To my mind, and with all due respect, your post illustrates an eroneous thought process that is far too prevalent within The Zeitgeist Movement. It is not enough to discount an idea and then cover yourself with a get-out clause in case your are proven wrong. It is not enough to seemingly propose a Utopia, and when challenged about any impracticalities put forward, to then say, "well I told you all along, it is not possible because man is imperfect". You did that with your opening sentence. You implied that most people associate negative things with currency. Your intention seemed to be to destroy an idea that attempts to solve the ills associated with the Central Banking System. You then covered yourself by admitting the possibility that good things can be achieved by using currency.
Originally Posted by HAL9000
As ZCM philosopher Bainbridge has pointed out, there is a duality in human nature that is akin to Quantum Theory. Mankind is both perfect and imperfect. What it actually is depends upon your point of view and the instant viewed. There is both order and randomicity in the Universe. So too with the development of an embryo. It is the eventual outcome that counts.
Not wishing to be unkind to you, I find that all the points you raise to be either inaccurate, or ill-informed ... if not spurious. Here is why, point-by-point:-
1. ... "you can't buy milk or bread with it." 'Can't' is an absolute term. I can buy milk using Bitcoin in my Country. I'll sell you some milk and post it to you if you send me some Bitcoin, or an altcoin that I will accept. There are vending machines in existence where you can buy a pint of milk, or other items using Bitcoin. There is an ever-growing list of organisations, from small independently run businesses to large multi-national corporations that accept Bitcoin. At random, off the internet, here is a list of some: Who Accepts Bitcoins As Payment? List of Companies - the list is incomplete. There are many more not on that list e.g. Virgin to name one.
2. Unfortunately, speculation connected with commodities is a fact of life and not just limited to Bitcoin. Get used to it. "You want it? I got it." The oldest profession in the world is based upon it. Life relies on transactions of one kind, or another. Energy. Transactions tend to occur when there is the required degree motivation. Hunger. Valency.
3. Again: "Most of the bitcoin evangelists are anarcho-capitalists, who see the bitcoin system as a way to avoid taxes and regulation." What are your terms of reference to assert this specifically to and about Bitcoin? Have you done a survey? Or is this just an opinion? Again you apply a generality to something specific, without qualifying why that is specific to Bitcoin - there are lots of people who would like to avoid paying too much tax. Lots too who do not like to be tied down by too much regulation. And by the way, contrary to common perception, all transactions with Bitcoin are traceable and are recorded on the Blockchain for all to see - including the Inland Revenue, the IRS, or whatever tax system applies in your Country.
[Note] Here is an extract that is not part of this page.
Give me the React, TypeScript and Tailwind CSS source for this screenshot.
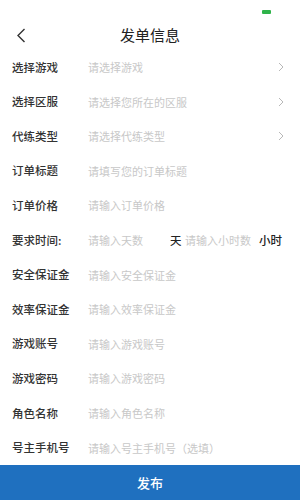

4. Again!!! "Bitcoin advocates allways say its open-source. open-source doesn't mean anything unless you can read the code, which 99% of the population can't do." Open source means that it can be checked and verified. The open disclosure on the labelling of a lettuce can say that it is pesticide free. Many people couldn't check whether that is true, or not. But there are some that could! And that tends to prevent liberty taking. The same applies to open source. There are people who can check the code to make sure that nothing nefarious is taking place within the code - and even make suggestions to improve it for all, not a chosen few.
5.Again!!!!! "the system is too complex for the average person, hopefully it will improve over time." The same thing was said about the Internet. For those who use Bitcoin, or the altcoins, you wouldn't believe how ridiculously easy they are to use.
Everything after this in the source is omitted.